3. Bayesian AB Testing

  • Bayesian AB testing provides a probabilistic approach to determine which variation is better by using prior information and updating beliefs with new data. Bayesian methods offer richer insights, such as the probability that a variation will outperform the control, rather than just a binary pass/fail significance test.

4. Sequential Analysis Techniques (SPRT, Alpha Spending)

  • Sequential Probability Ratio Test (SPRT): SPRT evaluates the test on an ongoing basis to see if it meets predefined thresholds for significance, useful for detecting effects sooner.
  • Alpha Spending: This technique manages Type I error across multiple analyses by allocating a portion of the alpha level at each look. It's useful for long-running tests where results may be checked periodically.

5. Sample Ratio Mismatch (SRM) Detection

  • SRM occurs when traffic is split unevenly between variations due to tracking or randomization issues. Detecting SRM is crucial for validating the experiment's integrity. Statistical checks on the observed split vs. the intended split help identify potential biases early.

6. Testing with Complex Metrics (Nudge Metrics, Derived Metrics)

  • In advanced AB testing, it's common to move beyond simple metrics like click-through rate (CTR) and focus on "nudge metrics" (intermediary behaviors that lead to desired outcomes) or "derived metrics" (composite metrics that blend multiple outcomes). Choosing and properly defining complex metrics enables more nuanced assessments of a test's impact on user behavior.

7. Variance Reduction Techniques (Covariate Adjustment, CUPED)

  • Variance reduction techniques like Covariate Adjustment (using pre-existing variables) or CUPED (Controlled Use of Pre-Experiment Data) improve test sensitivity, enabling detection of smaller effects by reducing the noise in outcome variables.

8. Network Effects and Clustered AB Testing

  • In cases where user behavior affects others (e.g., social networks, marketplaces), traditional AB testing may not capture the full impact. Clustered AB testing groups users in clusters (e.g., by geography or account type) to minimize cross-group influence and assess network effects accurately.

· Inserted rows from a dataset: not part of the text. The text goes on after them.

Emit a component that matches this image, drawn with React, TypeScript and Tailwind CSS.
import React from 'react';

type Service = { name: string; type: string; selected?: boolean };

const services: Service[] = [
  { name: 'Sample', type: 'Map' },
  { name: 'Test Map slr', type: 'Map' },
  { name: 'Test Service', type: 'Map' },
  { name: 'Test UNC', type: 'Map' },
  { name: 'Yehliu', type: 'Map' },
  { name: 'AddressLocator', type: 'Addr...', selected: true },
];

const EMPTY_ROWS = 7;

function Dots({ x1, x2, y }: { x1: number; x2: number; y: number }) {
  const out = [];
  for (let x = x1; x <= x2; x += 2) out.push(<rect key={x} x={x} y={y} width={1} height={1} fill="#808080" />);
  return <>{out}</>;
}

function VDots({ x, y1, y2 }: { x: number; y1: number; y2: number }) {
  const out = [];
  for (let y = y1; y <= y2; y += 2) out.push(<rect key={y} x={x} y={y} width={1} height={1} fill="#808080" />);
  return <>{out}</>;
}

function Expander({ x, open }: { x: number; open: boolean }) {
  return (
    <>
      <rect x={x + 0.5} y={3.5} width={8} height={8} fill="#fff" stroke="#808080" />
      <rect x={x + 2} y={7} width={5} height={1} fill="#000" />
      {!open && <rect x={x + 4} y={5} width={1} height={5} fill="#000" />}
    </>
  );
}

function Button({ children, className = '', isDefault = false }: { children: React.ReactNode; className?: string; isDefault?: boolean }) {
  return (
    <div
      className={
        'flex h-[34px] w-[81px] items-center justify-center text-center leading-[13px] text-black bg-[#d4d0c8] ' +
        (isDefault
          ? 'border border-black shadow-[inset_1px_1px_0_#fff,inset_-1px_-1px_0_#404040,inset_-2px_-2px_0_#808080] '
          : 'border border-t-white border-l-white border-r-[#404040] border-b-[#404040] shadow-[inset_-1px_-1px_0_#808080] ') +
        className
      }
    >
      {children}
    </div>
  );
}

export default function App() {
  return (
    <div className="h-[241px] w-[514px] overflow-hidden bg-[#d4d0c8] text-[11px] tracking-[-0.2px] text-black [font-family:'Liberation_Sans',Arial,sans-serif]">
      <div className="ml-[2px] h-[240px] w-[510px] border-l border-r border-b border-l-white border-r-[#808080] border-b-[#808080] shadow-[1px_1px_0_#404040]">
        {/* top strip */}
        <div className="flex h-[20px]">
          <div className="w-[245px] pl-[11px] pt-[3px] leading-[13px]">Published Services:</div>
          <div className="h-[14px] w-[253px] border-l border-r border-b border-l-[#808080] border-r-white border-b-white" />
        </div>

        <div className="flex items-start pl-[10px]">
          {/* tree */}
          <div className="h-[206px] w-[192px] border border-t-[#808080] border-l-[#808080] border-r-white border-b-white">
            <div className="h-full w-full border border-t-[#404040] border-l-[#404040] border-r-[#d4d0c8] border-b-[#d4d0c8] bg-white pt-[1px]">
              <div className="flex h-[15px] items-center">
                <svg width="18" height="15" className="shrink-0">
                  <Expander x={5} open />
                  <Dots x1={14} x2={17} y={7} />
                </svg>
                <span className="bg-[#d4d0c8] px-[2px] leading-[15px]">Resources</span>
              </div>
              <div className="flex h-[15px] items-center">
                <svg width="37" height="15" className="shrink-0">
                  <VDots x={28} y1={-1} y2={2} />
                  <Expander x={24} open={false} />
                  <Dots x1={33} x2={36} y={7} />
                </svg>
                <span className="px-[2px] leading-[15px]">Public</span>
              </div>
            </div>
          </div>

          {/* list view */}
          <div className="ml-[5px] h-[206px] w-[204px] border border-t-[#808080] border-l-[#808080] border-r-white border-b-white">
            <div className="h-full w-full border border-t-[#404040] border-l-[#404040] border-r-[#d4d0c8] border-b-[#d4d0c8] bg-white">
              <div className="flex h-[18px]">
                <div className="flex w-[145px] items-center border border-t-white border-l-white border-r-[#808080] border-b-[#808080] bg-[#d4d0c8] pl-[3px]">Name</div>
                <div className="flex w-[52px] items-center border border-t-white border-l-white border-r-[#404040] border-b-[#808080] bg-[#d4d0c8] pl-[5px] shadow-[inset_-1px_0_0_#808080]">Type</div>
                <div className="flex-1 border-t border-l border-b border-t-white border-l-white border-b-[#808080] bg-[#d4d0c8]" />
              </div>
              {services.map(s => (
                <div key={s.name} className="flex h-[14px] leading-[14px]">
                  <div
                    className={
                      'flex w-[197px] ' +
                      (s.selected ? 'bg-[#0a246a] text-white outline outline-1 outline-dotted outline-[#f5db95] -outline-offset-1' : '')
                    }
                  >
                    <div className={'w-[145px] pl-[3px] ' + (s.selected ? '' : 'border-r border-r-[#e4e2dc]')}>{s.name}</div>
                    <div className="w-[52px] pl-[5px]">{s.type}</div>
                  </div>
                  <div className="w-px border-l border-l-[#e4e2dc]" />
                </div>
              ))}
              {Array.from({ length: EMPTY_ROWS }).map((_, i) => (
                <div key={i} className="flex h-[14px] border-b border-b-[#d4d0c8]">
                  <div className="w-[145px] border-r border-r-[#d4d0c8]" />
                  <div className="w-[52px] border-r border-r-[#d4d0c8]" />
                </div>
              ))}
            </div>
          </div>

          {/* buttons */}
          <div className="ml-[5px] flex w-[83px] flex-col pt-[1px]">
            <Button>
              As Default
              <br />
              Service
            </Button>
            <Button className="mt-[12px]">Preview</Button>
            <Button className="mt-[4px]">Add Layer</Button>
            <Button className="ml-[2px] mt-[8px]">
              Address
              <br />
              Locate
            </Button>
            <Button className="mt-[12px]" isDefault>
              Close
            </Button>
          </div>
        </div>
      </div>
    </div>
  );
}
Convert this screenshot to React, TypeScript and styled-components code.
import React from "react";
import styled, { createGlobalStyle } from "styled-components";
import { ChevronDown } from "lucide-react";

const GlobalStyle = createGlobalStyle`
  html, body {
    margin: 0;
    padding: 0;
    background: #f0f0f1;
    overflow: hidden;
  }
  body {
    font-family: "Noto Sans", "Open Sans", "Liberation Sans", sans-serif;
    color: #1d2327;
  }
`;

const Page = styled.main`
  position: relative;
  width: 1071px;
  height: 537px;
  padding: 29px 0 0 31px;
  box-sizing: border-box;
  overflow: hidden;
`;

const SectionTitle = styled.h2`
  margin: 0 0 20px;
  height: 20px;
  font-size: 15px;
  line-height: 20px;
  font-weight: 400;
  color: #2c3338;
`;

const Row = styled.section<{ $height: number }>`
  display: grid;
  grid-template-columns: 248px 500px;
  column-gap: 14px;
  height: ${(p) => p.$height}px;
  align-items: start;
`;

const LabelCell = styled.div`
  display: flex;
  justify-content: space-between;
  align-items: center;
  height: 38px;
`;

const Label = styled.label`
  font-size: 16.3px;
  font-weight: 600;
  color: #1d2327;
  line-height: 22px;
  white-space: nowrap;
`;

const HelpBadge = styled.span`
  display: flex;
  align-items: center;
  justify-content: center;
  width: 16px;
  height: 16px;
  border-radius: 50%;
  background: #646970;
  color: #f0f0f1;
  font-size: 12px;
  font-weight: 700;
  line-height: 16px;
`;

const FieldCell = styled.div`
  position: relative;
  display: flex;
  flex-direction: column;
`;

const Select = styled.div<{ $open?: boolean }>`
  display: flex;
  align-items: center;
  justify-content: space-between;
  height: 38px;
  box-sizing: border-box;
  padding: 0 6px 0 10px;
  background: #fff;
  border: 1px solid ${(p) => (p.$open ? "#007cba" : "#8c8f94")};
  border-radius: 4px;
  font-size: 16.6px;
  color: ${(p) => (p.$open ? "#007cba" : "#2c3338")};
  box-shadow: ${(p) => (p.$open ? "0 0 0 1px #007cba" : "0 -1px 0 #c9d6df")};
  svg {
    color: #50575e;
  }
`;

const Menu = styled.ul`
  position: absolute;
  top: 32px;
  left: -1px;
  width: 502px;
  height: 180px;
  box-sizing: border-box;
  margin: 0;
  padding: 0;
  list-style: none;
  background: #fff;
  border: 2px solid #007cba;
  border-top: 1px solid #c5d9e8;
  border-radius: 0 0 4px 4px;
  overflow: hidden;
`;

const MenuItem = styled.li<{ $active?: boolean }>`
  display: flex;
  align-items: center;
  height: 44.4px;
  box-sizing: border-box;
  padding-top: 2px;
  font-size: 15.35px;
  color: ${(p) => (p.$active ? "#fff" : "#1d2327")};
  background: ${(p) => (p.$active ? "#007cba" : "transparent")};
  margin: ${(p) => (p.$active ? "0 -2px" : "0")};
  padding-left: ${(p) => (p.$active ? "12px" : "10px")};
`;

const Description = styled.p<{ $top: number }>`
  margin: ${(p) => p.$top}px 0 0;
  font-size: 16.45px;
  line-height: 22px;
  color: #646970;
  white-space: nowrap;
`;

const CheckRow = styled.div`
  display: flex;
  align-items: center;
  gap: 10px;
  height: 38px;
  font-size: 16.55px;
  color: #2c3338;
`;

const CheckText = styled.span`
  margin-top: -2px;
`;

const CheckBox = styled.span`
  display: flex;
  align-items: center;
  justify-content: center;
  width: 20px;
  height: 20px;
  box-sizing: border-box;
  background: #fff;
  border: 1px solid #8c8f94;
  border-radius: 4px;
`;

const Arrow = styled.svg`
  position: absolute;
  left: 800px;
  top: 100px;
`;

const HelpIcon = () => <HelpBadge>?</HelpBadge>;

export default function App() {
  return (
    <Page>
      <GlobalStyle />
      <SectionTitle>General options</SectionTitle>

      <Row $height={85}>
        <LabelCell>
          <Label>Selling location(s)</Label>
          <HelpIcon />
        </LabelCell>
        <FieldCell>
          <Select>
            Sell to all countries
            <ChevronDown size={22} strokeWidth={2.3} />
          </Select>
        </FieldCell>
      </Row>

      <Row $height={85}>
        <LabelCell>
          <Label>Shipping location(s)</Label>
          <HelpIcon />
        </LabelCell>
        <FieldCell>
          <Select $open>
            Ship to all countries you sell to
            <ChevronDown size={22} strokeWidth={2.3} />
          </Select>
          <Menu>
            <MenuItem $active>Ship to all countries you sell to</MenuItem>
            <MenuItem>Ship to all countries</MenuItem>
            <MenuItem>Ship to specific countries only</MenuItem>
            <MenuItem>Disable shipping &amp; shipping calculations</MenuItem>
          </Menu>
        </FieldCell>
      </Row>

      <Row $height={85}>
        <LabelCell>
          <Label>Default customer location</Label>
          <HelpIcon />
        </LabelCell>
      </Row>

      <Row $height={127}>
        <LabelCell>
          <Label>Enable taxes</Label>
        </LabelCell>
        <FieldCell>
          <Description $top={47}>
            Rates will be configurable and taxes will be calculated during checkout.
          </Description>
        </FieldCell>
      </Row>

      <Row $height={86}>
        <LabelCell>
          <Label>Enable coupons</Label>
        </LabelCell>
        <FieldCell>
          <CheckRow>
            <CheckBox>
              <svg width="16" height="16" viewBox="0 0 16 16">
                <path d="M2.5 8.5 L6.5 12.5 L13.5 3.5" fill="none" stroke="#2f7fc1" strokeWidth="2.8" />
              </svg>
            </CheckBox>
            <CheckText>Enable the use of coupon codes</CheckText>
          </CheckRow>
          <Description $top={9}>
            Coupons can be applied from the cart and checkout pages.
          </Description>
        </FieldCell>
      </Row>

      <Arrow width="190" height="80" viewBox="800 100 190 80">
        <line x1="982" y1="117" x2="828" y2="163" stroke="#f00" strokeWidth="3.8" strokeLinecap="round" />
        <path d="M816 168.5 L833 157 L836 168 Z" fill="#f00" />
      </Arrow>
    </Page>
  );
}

9. Personalization and Multi-Cell AB Testing

  • Personalization AB testing involves creating segments (e.g., by user attributes like location or device type) and testing tailored experiences for each. Multi-cell testing allows organizations to simultaneously evaluate multiple features or experience combinations, enabling multivariate analysis and interaction effects.

10. Adaptive Experimentation (Thompson Sampling, Reinforcement Learning)

  • Adaptive experimentation shifts traffic allocation based on interim results or changing user behavior. Thompson Sampling and reinforcement learning approaches help to improve results dynamically and ensure that experiments adapt to new data patterns.

11. Platform Challenges in Scaling AB Tests

  • Running hundreds of concurrent tests requires robust infrastructure and mechanisms to ensure no test interference, automated statistical analysis, and central tracking. Ensuring test independence and minimizing contamination are essential challenges at scale.

12. False Discovery Rate (FDR) Control

  • FDR techniques (e.g., Benjamini-Hochberg correction) are essential in high-testing environments where multiple hypotheses are tested simultaneously. FDR adjustments control the probability of making Type I errors across a set of tests, reducing the chance of false positives.

13. Sensitivity Analysis and Statistical Power

  • Sensitivity analysis determines how changes in test parameters (e.g., sample size, duration) affect outcomes, while statistical power analysis helps determine the minimum detectable effect (MDE) for a given sample. Advanced power analyses account for factors like seasonality and cross-session dependency.

14. Meta-Analysis of AB Tests

  • Meta-analysis consolidates results from multiple tests to understand patterns and broader trends across tests. This approach is beneficial for aggregating insights, such as understanding if particular types of changes (e.g., UI updates) consistently lead to increased engagement.

15. Ethical and Bias Considerations in AB Testing

  • Ethics in AB testing addresses concerns around informed consent, especially in sensitive areas like health or finance. Considerations for bias also matter, such as when tests could disproportionately benefit or harm specific user groups.